All roads into Gallup, which borders the Navajo Nation, were closed and businesses in the city of 22,000 will close from 5 p.m. through 8 a.m., according to Lujan Grisham’s order, which invoked New Mexico’s Riot Control Act.
Gallup is the seat of McKinley County, which has 1,027 coronavirus cases and 19 deaths, the highest for any New Mexico county.
McKinley County includes part of the Navajo Nation reservation, an area the size of West Virginia with one of the highest per capita COVID-19 fatality rates in the country when measured against states.

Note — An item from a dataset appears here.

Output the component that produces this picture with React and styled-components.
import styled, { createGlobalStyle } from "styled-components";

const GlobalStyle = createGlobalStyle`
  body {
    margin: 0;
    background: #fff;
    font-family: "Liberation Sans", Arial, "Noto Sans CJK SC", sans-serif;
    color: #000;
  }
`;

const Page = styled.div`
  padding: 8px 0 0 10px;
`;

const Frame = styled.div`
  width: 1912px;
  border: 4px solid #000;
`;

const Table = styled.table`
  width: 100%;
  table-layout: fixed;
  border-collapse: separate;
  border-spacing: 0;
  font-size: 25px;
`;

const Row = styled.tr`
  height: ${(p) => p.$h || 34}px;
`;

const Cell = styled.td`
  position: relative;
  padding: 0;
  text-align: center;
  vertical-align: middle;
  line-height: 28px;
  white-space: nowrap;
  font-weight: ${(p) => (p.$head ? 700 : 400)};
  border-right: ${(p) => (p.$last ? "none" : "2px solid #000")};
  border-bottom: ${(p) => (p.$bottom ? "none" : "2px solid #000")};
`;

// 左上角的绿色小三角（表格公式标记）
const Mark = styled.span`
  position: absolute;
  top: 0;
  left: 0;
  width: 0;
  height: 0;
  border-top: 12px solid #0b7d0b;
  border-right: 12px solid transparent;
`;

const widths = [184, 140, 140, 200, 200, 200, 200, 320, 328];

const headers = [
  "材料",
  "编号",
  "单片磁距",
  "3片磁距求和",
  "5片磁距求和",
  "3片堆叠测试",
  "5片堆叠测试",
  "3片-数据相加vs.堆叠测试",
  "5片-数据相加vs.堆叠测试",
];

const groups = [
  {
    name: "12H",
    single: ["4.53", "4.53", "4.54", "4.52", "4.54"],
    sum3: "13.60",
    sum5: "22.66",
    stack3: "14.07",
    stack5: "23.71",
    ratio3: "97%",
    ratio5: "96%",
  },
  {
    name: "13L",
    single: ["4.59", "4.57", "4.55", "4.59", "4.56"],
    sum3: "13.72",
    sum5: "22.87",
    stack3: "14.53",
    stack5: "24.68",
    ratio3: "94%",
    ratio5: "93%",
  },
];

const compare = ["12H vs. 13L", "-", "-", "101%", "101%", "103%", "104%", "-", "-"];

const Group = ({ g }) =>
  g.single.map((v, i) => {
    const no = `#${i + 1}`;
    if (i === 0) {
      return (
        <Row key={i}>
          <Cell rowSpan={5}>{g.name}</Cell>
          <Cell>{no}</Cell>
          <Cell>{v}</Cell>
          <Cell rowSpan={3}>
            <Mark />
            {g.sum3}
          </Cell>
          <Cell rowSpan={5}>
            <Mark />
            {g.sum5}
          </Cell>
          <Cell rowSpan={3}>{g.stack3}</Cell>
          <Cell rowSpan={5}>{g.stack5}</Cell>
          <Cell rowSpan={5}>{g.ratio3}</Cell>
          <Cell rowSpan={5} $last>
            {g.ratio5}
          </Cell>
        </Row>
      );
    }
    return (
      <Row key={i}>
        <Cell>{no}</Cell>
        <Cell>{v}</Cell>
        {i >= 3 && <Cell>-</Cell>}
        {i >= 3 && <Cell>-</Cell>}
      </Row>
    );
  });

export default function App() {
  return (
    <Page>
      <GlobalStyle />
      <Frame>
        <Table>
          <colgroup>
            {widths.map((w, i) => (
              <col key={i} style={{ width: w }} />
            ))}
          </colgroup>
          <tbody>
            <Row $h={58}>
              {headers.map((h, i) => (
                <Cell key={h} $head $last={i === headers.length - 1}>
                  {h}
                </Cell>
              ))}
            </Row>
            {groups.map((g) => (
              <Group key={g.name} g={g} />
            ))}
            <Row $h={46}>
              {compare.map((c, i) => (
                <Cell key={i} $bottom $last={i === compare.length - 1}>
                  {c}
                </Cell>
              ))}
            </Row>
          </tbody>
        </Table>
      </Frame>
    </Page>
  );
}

“The spread of #COVID19 in McKinley County is frightful. Physical distancing has not occurred & is not occurring,” Lujan Grisham tweeted, after enacting the order at the request of Gallup’s mayor. “Stricter measures are necessary to stop the virus.”

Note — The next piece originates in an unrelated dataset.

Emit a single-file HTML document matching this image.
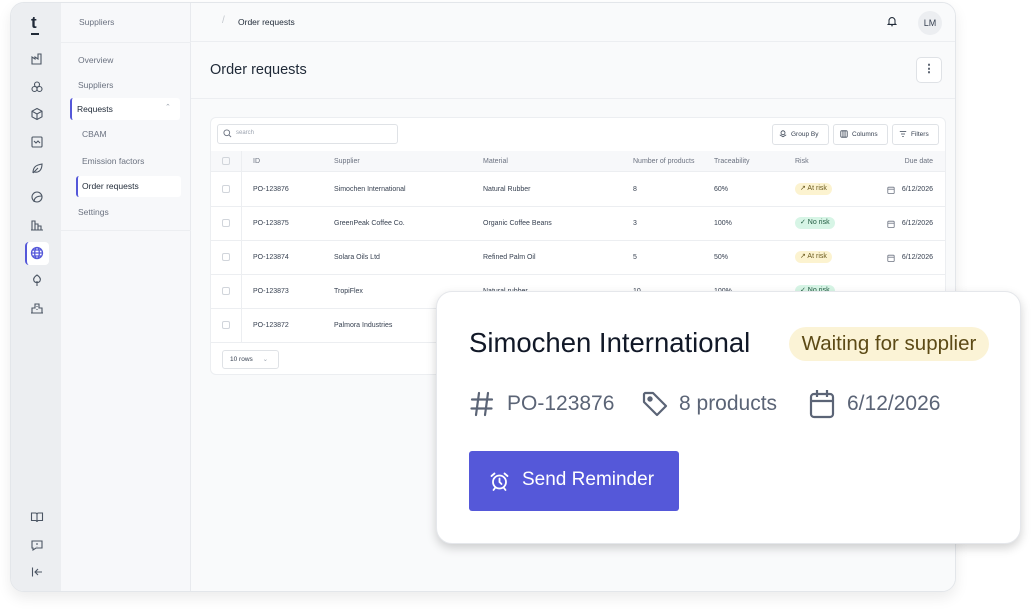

New Mexico has one of the highest per capita coronavirus death rates among less populous U.S. states, with 53 deaths per one million people, according to the Covid Tracking Project, a volunteer group that publishes state data on the pandemic.
Under Lujan Grisham’s order, vehicles in Gallup may only carry up to two people, and residents should stay home except for essential trips. Under limits in the Riot Control Act, the order lasts until noon Monday and will be enforced by city, county and state police with offenders facing a potential misdemeanor charge.
The Navajo Nation has a separate 57-hour weekend curfew starting at 8 p.m.
Grisham on Friday relaxed her previous stay-at-home order in most areas to allow curbside retail pickup, reopening of veterinarian clinics and golf courses and limited state park reopenings.
She kept her previous order in place for the northwest counties of McKinley, San Juan and Cibola, citing “extreme heightened risk of transmission.”
The mayor of Grants in Cibola County is among leaders of around 20 small towns in the state who have called on Lujan Grisham to lift her shutdown of non-essential businesses set to run until May 15.
Grants Mayor Martin “Modey” Hicks has encouraged businesses such as the city’s golf course to reopen, defying a request by the state’s attorney general that he “follow the rule of law.”